📐 Absolute Value Inequalities Calculator
Solve absolute value inequalities
|ax| < c
How to Use This Calculator
1
Choose Type
Select less than (<) or greater than (>)
2
Enter Values
Type coefficient a and constant c
3
Solve
See solution and interval notation
Rules
For |ax| < c:
Solve: -c < ax < c
Result: Interval between -c/a and c/a (not including endpoints)
For |ax| > c:
Solve: ax < -c OR ax > c
Result: Values less than -c/a or greater than c/a
About Absolute Value Inequalities Calculator
The Absolute Value Inequalities Calculator solves inequalities involving absolute values. For |ax| < c, find values between -c/a and c/a.
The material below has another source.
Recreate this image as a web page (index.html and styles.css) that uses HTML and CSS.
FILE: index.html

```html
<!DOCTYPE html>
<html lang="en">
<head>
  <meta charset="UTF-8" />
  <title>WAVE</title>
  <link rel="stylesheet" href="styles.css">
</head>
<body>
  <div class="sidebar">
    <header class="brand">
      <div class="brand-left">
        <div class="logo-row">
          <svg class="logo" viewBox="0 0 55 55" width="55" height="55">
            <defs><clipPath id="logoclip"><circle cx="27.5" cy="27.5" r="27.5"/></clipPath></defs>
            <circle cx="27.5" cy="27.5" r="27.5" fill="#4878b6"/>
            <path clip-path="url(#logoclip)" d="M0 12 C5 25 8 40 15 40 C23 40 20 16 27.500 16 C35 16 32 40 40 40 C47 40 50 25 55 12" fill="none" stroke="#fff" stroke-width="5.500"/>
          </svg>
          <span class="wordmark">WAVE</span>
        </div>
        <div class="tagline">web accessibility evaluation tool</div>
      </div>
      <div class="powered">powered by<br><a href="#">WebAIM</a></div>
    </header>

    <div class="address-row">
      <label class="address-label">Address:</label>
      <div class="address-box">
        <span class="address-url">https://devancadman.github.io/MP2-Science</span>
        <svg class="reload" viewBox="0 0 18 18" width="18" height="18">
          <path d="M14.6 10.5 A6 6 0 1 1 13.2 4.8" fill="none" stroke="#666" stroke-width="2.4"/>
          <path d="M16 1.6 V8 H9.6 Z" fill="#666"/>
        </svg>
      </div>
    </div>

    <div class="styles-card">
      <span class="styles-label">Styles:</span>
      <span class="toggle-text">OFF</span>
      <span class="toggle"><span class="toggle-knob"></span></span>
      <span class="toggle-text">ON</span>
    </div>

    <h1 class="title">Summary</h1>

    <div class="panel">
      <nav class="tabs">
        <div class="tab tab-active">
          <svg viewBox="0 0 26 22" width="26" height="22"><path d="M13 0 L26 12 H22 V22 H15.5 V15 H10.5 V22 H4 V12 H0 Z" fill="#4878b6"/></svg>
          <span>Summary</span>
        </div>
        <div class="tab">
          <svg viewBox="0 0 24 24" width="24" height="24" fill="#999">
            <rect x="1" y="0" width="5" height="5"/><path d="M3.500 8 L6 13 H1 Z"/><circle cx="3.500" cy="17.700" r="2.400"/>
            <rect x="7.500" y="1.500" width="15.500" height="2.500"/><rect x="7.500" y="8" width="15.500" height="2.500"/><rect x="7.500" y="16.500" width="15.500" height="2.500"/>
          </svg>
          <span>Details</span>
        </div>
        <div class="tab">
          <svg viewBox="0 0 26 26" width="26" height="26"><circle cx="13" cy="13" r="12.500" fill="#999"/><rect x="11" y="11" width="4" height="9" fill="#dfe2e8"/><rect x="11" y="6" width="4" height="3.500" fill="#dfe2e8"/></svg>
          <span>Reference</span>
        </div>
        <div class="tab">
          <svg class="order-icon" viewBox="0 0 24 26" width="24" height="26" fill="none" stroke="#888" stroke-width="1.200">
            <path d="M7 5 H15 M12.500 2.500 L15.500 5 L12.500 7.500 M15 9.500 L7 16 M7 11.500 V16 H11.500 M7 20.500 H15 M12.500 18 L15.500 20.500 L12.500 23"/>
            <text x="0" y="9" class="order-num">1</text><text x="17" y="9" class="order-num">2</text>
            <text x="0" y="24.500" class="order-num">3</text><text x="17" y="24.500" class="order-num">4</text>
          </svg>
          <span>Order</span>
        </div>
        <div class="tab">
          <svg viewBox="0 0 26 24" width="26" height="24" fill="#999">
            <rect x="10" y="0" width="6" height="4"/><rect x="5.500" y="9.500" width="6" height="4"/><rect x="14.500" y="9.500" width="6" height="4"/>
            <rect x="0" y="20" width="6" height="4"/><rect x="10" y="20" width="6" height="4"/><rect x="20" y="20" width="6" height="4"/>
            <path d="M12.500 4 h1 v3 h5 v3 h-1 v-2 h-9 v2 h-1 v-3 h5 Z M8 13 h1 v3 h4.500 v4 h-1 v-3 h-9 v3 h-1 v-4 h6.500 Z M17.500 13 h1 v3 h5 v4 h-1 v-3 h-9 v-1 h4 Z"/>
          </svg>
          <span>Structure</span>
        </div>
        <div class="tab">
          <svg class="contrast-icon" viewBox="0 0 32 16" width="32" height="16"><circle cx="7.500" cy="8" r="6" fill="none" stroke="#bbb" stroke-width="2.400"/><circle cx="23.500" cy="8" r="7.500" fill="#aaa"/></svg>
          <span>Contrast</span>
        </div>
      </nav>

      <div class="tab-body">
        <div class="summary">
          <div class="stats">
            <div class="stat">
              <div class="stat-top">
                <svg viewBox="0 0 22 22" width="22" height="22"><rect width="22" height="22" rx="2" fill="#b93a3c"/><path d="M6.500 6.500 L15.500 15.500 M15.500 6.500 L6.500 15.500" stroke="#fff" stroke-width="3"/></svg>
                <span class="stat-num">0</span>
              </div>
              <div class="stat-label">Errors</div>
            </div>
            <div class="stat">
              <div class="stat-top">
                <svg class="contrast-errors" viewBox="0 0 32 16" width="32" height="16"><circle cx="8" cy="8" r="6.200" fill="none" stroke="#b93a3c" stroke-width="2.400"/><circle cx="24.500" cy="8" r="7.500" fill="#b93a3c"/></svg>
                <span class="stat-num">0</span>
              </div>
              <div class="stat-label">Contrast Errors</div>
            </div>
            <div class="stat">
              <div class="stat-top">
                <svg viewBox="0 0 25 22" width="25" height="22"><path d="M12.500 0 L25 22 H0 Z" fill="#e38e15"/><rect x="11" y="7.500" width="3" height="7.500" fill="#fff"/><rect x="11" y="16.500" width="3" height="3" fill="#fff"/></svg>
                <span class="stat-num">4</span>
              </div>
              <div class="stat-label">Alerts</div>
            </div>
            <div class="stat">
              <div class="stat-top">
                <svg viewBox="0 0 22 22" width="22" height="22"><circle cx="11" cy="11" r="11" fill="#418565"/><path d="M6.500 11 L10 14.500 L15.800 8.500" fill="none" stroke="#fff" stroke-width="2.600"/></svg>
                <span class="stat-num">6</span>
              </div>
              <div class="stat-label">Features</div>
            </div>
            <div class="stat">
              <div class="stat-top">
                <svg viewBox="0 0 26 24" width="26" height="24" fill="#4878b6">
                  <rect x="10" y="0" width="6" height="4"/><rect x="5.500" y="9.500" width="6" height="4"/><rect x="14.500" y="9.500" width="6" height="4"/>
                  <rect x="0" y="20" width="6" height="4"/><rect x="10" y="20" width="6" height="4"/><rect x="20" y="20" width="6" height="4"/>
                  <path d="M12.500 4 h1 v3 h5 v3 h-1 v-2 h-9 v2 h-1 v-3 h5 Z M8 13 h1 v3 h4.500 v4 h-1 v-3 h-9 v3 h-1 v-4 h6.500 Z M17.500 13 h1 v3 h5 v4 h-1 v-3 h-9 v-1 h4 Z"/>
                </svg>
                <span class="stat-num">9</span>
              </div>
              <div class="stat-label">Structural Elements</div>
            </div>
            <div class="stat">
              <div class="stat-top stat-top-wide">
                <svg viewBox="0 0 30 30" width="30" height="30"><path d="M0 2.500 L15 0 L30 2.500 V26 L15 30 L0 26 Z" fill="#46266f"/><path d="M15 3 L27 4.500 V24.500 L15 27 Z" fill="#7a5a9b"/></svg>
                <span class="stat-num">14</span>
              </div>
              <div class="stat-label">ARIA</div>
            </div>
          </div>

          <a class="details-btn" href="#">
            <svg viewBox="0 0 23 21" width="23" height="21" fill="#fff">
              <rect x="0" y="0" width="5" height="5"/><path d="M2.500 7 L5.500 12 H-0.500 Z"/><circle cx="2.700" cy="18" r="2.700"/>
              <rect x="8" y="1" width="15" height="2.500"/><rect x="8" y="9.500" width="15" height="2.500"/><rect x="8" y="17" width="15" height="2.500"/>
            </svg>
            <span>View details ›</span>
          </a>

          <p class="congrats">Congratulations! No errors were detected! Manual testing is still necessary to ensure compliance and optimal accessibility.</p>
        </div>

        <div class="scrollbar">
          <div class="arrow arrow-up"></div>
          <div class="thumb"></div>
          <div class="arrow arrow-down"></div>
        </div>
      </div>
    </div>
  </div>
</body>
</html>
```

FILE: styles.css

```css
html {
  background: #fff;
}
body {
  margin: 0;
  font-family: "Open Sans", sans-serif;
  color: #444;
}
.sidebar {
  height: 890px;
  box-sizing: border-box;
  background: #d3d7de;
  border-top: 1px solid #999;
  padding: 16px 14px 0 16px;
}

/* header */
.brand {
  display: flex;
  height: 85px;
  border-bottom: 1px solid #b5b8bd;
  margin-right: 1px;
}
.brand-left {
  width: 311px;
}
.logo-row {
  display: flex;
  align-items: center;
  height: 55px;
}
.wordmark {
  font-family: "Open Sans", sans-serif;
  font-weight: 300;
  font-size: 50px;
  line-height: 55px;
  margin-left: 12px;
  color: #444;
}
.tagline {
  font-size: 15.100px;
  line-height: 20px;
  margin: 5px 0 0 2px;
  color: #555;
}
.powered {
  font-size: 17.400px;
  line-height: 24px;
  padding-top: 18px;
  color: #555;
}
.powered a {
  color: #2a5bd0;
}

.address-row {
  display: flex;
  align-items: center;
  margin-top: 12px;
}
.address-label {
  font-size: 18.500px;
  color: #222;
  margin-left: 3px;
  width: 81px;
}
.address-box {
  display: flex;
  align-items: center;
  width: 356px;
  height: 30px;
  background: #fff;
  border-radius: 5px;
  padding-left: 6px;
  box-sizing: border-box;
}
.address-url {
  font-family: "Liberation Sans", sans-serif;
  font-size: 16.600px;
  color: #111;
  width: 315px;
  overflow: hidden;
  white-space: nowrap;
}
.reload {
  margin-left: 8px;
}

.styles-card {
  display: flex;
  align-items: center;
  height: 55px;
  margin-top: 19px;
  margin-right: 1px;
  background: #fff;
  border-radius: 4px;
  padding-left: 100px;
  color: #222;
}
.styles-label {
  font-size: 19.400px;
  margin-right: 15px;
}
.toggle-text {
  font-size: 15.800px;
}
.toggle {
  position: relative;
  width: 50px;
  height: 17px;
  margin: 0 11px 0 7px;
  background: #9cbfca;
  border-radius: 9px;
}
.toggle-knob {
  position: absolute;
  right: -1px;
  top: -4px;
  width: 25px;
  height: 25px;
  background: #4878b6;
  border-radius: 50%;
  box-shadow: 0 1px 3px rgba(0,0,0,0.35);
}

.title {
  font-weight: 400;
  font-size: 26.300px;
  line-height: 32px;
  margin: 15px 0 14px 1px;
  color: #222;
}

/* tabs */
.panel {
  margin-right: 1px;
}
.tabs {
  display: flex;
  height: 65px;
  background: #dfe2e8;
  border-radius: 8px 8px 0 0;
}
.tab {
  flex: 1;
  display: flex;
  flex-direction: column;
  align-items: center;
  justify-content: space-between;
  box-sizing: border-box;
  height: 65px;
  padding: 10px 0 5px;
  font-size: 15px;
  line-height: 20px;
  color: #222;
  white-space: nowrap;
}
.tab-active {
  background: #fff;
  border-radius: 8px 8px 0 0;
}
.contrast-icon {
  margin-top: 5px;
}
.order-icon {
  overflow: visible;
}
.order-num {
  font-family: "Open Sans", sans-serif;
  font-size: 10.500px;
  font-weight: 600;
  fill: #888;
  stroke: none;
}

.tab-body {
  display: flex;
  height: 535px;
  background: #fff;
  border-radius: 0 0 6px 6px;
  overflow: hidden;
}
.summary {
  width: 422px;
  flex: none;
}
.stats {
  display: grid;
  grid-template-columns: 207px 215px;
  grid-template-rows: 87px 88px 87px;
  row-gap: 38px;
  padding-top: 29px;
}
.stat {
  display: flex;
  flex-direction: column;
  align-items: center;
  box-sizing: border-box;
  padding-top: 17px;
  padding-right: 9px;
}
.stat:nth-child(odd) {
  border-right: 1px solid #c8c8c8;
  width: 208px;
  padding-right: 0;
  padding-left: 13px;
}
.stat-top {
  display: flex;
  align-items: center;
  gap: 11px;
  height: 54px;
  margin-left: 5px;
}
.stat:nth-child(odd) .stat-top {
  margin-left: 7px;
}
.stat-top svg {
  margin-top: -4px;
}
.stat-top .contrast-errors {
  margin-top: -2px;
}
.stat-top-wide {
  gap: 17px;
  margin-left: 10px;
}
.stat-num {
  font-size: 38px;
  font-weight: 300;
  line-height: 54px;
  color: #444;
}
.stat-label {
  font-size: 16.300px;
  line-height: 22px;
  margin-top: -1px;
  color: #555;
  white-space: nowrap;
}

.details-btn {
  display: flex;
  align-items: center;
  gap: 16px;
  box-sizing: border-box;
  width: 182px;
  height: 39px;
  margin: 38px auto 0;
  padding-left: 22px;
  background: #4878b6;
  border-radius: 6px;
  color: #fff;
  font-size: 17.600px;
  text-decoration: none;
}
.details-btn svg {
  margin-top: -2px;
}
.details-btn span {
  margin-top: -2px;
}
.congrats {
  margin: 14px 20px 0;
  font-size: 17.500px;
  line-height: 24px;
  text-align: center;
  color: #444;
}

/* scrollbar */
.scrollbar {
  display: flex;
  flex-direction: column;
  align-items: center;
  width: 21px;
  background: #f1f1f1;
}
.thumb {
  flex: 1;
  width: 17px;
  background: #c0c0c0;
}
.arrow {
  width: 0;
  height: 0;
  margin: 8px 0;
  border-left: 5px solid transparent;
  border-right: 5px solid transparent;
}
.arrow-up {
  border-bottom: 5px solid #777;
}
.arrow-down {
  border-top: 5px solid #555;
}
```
For |ax| > c, find values outside this interval.
Key Concepts
- Less Than: Represents a bounded interval
- Greater Than: Represents a union of two unbounded intervals
- Two Cases: Always consider positive and negative possibilities
Remember
- |ax| < c has no solution if c < 0
- |ax| > c has all real numbers as solution if c < 0
- |ax| < 0 has no solution
Frequently Asked Questions
What's the difference between |x| < 3 and |x| > 3?
|x| < 3 means x is between -3 and 3. |x| > 3 means x is less than -3 or greater than 3.
How do I graph absolute value inequalities?
For <, shade between the two boundary values. For >, shade outside the boundary values.